# start of Supplied data

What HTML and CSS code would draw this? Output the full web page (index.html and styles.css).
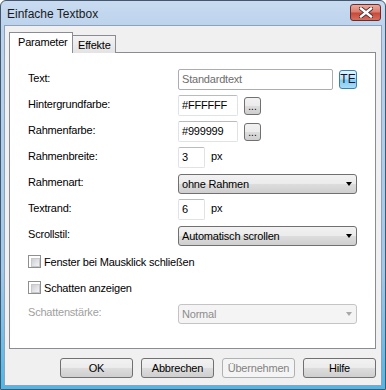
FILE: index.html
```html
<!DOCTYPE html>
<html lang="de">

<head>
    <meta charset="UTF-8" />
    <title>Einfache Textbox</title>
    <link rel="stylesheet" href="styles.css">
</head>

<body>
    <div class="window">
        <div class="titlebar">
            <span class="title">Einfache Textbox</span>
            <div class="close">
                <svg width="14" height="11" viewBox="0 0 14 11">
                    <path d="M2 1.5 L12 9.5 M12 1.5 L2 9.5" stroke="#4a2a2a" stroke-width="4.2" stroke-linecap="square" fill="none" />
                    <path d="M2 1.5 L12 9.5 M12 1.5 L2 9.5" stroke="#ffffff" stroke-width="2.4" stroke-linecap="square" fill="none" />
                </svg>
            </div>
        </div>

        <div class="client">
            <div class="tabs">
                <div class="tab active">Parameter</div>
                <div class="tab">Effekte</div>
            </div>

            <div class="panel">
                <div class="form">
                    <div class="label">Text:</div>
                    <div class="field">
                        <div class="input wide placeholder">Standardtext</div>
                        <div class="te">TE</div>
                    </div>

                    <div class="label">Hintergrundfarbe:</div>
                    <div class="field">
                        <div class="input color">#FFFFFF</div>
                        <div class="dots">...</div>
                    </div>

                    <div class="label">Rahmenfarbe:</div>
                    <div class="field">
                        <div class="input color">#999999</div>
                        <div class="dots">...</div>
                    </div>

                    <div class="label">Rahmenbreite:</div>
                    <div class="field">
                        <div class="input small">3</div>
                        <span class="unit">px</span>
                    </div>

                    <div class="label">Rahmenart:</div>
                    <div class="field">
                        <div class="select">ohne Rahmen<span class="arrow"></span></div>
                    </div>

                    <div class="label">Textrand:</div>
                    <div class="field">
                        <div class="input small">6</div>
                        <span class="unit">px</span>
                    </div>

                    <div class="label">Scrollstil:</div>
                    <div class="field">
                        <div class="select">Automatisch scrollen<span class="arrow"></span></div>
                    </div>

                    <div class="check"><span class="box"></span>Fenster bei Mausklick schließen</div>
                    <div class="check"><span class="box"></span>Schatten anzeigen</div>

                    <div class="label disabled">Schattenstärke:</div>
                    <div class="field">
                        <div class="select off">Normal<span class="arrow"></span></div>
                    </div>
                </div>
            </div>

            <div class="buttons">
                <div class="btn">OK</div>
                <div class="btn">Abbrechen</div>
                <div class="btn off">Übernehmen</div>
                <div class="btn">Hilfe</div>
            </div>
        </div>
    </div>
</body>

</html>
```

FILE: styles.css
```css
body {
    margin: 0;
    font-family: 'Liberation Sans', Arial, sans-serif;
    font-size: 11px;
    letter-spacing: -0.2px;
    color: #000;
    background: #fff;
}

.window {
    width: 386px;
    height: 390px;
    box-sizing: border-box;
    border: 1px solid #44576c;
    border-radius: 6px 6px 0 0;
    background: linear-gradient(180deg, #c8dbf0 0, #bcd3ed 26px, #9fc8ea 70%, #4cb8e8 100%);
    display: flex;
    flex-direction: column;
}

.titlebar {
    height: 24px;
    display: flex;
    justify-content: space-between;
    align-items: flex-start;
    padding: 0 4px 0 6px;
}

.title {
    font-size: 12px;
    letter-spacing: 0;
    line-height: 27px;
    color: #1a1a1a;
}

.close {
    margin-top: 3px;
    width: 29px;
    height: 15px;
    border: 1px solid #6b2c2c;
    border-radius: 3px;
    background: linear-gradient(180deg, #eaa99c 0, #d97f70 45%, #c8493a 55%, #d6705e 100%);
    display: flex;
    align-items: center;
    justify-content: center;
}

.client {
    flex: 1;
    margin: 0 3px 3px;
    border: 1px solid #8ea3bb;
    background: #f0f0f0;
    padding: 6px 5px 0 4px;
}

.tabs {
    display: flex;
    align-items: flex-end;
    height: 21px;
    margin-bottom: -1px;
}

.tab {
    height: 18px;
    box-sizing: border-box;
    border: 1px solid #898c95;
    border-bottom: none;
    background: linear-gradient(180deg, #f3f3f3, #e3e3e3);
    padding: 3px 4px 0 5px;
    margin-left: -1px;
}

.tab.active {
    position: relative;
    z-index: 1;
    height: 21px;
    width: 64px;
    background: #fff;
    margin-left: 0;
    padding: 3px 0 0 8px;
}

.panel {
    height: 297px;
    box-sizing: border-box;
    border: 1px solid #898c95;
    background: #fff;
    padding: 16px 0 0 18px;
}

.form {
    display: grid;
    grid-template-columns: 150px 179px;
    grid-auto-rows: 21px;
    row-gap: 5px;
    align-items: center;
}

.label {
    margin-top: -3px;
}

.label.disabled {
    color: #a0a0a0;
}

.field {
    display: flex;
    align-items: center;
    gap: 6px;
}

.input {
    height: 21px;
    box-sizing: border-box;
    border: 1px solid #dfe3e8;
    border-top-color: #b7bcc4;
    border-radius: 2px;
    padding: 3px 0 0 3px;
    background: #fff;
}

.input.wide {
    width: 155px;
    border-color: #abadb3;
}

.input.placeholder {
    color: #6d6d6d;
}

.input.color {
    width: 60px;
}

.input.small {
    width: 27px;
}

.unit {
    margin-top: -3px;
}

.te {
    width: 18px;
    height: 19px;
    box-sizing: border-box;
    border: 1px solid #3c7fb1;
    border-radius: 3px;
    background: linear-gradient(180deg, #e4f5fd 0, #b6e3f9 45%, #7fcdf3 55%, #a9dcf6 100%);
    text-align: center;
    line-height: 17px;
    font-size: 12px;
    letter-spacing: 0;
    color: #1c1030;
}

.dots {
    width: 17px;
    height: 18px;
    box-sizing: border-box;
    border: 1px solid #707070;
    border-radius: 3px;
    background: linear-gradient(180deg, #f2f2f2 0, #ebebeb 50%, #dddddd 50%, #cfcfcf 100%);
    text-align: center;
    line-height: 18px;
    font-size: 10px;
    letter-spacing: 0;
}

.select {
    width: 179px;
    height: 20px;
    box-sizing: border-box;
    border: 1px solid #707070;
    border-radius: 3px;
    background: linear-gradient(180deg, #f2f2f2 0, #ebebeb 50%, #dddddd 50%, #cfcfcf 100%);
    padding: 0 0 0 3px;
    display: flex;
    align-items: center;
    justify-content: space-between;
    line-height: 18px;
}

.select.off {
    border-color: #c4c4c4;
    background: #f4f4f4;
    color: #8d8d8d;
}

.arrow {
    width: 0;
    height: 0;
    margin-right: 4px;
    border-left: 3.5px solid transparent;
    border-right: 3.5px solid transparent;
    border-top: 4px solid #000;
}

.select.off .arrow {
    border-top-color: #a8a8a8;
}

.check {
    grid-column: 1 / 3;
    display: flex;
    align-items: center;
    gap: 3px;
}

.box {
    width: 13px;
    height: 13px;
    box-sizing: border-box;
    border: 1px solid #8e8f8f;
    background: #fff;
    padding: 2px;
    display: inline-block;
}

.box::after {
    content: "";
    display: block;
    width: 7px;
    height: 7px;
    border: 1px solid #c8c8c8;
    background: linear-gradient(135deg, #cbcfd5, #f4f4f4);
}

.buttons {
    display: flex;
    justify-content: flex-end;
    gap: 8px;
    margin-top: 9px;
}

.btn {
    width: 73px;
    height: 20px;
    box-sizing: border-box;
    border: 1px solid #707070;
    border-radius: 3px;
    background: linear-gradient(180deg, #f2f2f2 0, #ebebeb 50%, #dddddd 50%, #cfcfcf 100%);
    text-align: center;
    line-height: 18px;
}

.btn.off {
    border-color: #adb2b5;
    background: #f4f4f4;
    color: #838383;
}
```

# end of Supplied data

Select and copy every line of the material that holds the string "styles".

What HTML and CSS code would draw this? Output the full web page (index.html and styles.css).
    <link rel="stylesheet" href="styles.css">
FILE: styles.css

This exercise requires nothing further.